◆ PROBLEM DETAILS:
Every line below that holds the string "page" should be copied out.

◆ DATASET EXTRACT:
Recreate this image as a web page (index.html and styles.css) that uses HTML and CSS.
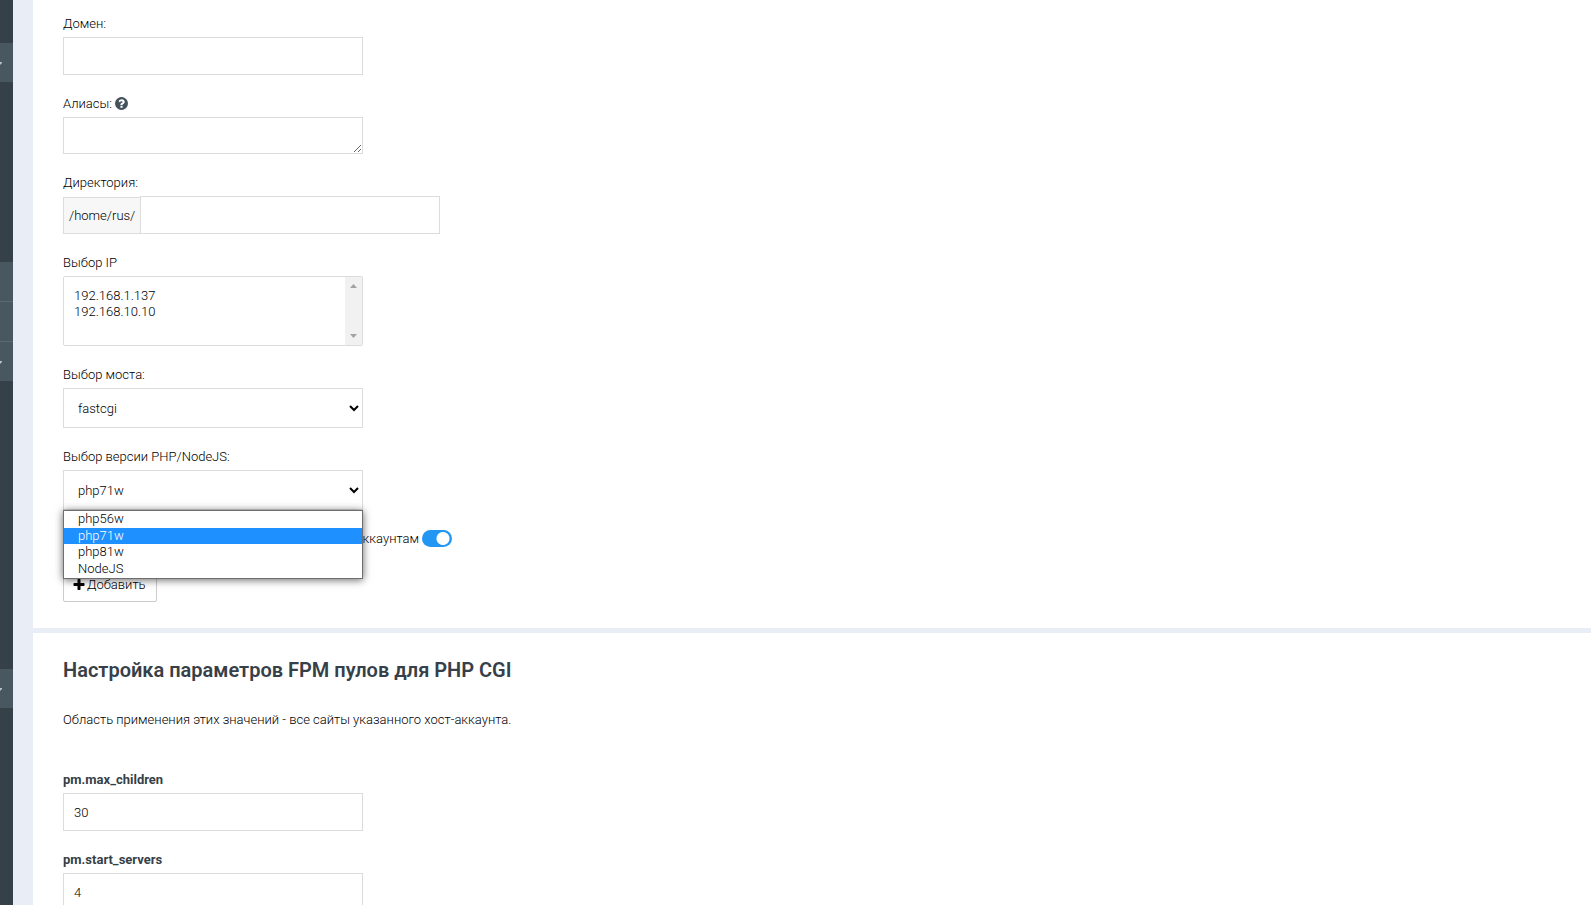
FILE: index.html
```html
<!DOCTYPE html>
<html lang="ru">
<head>
    <meta charset="UTF-8">
    <meta name="viewport" content="width=device-width, initial-scale=1.0">
    <title>Домены</title>
    <link rel="stylesheet" href="styles.css">
</head>
<body>
    <div class="layout">
        <!-- Боковое меню -->
        <aside class="sidebar">
            <div class="menu-item menu-top">
                <svg class="arrow" viewBox="0 0 2 3"><path d="M0 0h2v1L0 3z"/></svg>
            </div>
            <div class="menu-group">
                <div class="menu-item"></div>
                <div class="menu-item"></div>
                <div class="menu-item">
                    <svg class="arrow" viewBox="0 0 2 3"><path d="M0 0h2v1L0 3z"/></svg>
                </div>
            </div>
            <div class="menu-item menu-bottom">
                <svg class="arrow" viewBox="0 0 2 3"><path d="M0 0h2v1L0 3z"/></svg>
            </div>
        </aside>

        <main class="content">
            <!-- Добавление домена -->
            <form class="panel panel-domain">
                <div class="field">
                    <label for="domain">Домен:</label>
                    <input class="control" type="text" id="domain">
                </div>

                <div class="field">
                    <label for="aliases">Алиасы:
                        <svg class="icon-help" viewBox="0 0 1792 1792"><path d="M1024 1376v-192q0-14-9-23t-23-9h-192q-14 0-23 9t-9 23v192q0 14 9 23t23 9h192q14 0 23-9t9-23zm256-672q0-88-55.5-163t-138.5-116-170-41q-243 0-371 213-15 24 8 42l132 100q7 6 19 6 16 0 25-12 53-68 86-92 34-24 86-24 48 0 85.5 26t37.5 59q0 38-20 61t-68 45q-63 28-115.5 86.5t-52.5 125.5v36q0 14 9 23t23 9h192q14 0 23-9t9-23q0-19 21.5-49.5t54.5-49.5q32-18 49-28.5t46-35 44.5-48 28-60.5 12.5-81zm384 192q0 209-103 385.5t-279.5 279.5-385.5 103-385.5-103-279.5-279.5-103-385.5 103-385.5 279.5-279.5 385.5-103 385.5 103 279.5 279.5 103 385.5z"/></svg>
                    </label>
                    <textarea class="control" id="aliases"></textarea>
                </div>

                <div class="field">
                    <label for="directory">Директория:</label>
                    <div class="input-group">
                        <span class="addon">/home/rus/</span>
                        <input class="control" type="text" id="directory">
                    </div>
                </div>

                <div class="field">
                    <label for="ip">Выбор IP</label>
                    <div class="list-wrap">
                        <select class="control ip-list" id="ip" size="4" multiple>
                            <option>192.168.1.137</option>
                            <option>192.168.10.10</option>
                        </select>
                        <span class="scroll-track">
                            <svg viewBox="0 0 7 4"><path d="M0 4 3.5 0 7 4z"/></svg>
                            <svg viewBox="0 0 7 4"><path d="M0 0 3.5 4 7 0z"/></svg>
                        </span>
                    </div>
                </div>

                <div class="field">
                    <label for="bridge">Выбор моста:</label>
                    <select class="control dropdown" id="bridge">
                        <option>fastcgi</option>
                    </select>
                </div>

                <div class="field field-version">
                    <label for="version">Выбор версии PHP/NodeJS:</label>
                    <select class="control dropdown" id="version">
                        <option>php71w</option>
                    </select>
                    <ul class="options" role="listbox" aria-label="Выбор версии PHP/NodeJS">
                        <li role="option">php56w</li>
                        <li class="selected" role="option" aria-selected="true">php71w</li>
                        <li role="option">php81w</li>
                        <li role="option">NodeJS</li>
                    </ul>
                </div>

                <div class="switch-row">
                    <label for="accounts">аккаунтам</label>
                    <input class="switch" type="checkbox" id="accounts" checked>
                </div>

                <button class="btn" type="button">
                    <svg class="icon-plus" viewBox="0 0 1792 1792"><path d="M1600 736v192q0 40-28 68t-68 28h-416v416q0 40-28 68t-68 28h-192q-40 0-68-28t-28-68v-416h-416q-40 0-68-28t-28-68v-192q0-40 28-68t68-28h416v-416q0-40 28-68t68-28h192q40 0 68 28t28 68v416h416q40 0 68 28t28 68z"/></svg>
                    Добавить
                </button>
            </form>

            <!-- Параметры FPM -->
            <form class="panel panel-fpm">
                <h2>Настройка параметров FPM пулов для PHP CGI</h2>
                <p>Область применения этих значений - все сайты указанного хост-аккаунта.</p>
                <div class="field">
                    <label class="strong" for="max-children">pm.max_children</label>
                    <input class="control" type="text" id="max-children" value="30">
                </div>
                <div class="field">
                    <label class="strong" for="start-servers">pm.start_servers</label>
                    <input class="control" type="text" id="start-servers" value="4">
                </div>
            </form>
        </main>
    </div>
</body>
</html>
```

FILE: styles.css
```css
:root {
    --sidebar: #364048;
    --sidebar-item: #495760;
    --page: #e8edf6;
    --border: #dcdcdc;
    --heading: #373f48;
    --blue: #2196f3;
}
* {
    box-sizing: border-box;
}
body {
    margin: 0;
    background: var(--page);
    color: #000;
    font-family: Roboto, "Open Sans", sans-serif;
    font-size: 13px;
    font-weight: 300;
    line-height: 20px;
}
.layout {
    display: flex;
    height: 100vh;
    overflow: hidden;
}
.sidebar {
    flex: none;
    width: 13px;
    background: var(--sidebar);
}
.menu-item {
    display: flex;
    align-items: center;
    height: 39px;
    padding-top: 2px;
    background: var(--sidebar-item);
}
.menu-top {
    margin-top: 43px;
}
.menu-group {
    margin-top: 180px;
}
.menu-group .menu-item + .menu-item {
    height: 40px;
    border-top: 1px solid #5c6a72;
}
.menu-bottom {
    margin-top: 288px;
}
.arrow {
    width: 2px;
    height: 3px;
    fill: #b4c3cc;
}
.content {
    flex: 1;
    min-width: 0;
    padding-left: 20px;
}
.panel {
    background: #fff;
    padding: 14px 30px 26px;
}
.panel-fpm {
    margin-top: 5px;
    padding-top: 22px;
}
.field {
    margin-bottom: 19px;
}
.field label {
    display: block;
    height: 20px;
    margin-bottom: 3px;
}
.field .strong {
    color: var(--heading);
    font-weight: 700;
}
.control {
    display: block;
    width: 300px;
    height: 38px;
    margin: 0;
    padding: 6px 10px;
    border: 1px solid var(--border);
    border-radius: 0;
    background-color: #fff;
    color: #000;
    font: inherit;
}
textarea.control {
    height: 37px;
    resize: vertical;
}
.icon-help {
    width: 15px;
    height: 15px;
    margin-left: -1px;
    fill: #44525c;
    vertical-align: -3px;
}
.input-group {
    display: flex;
    align-items: flex-end;
}
.addon {
    height: 37px;
    padding: 0 5px;
    border: 1px solid var(--border);
    border-right: 0;
    background: #f7f7f7;
    line-height: 35px;
}
.list-wrap {
    position: relative;
    width: 300px;
}
.ip-list {
    height: 70px;
    padding: 11px 8px;
    border-radius: 2px;
    overflow: hidden;
}
.ip-list option {
    min-height: 16px;
    padding: 0 2px;
    font-weight: 300;
    line-height: 16px;
}
.scroll-track {
    position: absolute;
    top: 1px;
    right: 1px;
    bottom: 1px;
    display: flex;
    flex-direction: column;
    align-items: center;
    justify-content: space-between;
    width: 17px;
    padding: 7px 0;
    background: #f1f1f1;
}
.scroll-track svg {
    width: 7px;
    height: 4px;
    fill: #a3a3a3;
}
.dropdown {
    height: 40px;
}
.field-version {
    position: relative;
}
/* Раскрытый список поверх формы */
.options {
    position: absolute;
    top: 100%;
    left: 0;
    z-index: 2;
    width: 300px;
    margin: 0;
    padding: 0;
    border: 1px solid #6e6e6e;
    background: #fff;
    box-shadow: 0 1px 8px rgba(0, 0, 0, 0.6);
    list-style: none;
}
.options li {
    height: 17px;
    padding: 0 14px;
    line-height: 16px;
}
.options .selected {
    height: 16px;
    background: #1e90ff;
    color: #fff;
}
.switch-row {
    display: flex;
    align-items: center;
    justify-content: flex-end;
    gap: 3px;
    width: 389px;
    height: 19px;
    margin-bottom: 20px;
}
.switch {
    width: 30px;
    height: 17px;
    margin: 0;
    border-radius: 9px;
    background: radial-gradient(circle at 21px 50%, #fff 6px, var(--blue) 7px);
    appearance: none;
}
.btn {
    display: flex;
    align-items: center;
    gap: 1px;
    height: 34px;
    padding: 0 10px 0 8px;
    border: 1px solid #ccc;
    border-radius: 2px;
    background: #fff;
    color: #000;
    font: inherit;
}
.icon-plus {
    width: 14px;
    height: 14px;
}
h2 {
    margin: 0;
    color: var(--heading);
    font-size: 20px;
    font-weight: 600;
    line-height: 30px;
}
.panel-fpm p {
    margin: 25px 0 40px;
}
```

◆ SOLUTION TO THE PROBLEM:
Recreate this image as a web page (index.html and styles.css) that uses HTML and CSS.
    --page: #e8edf6;
    background: var(--page);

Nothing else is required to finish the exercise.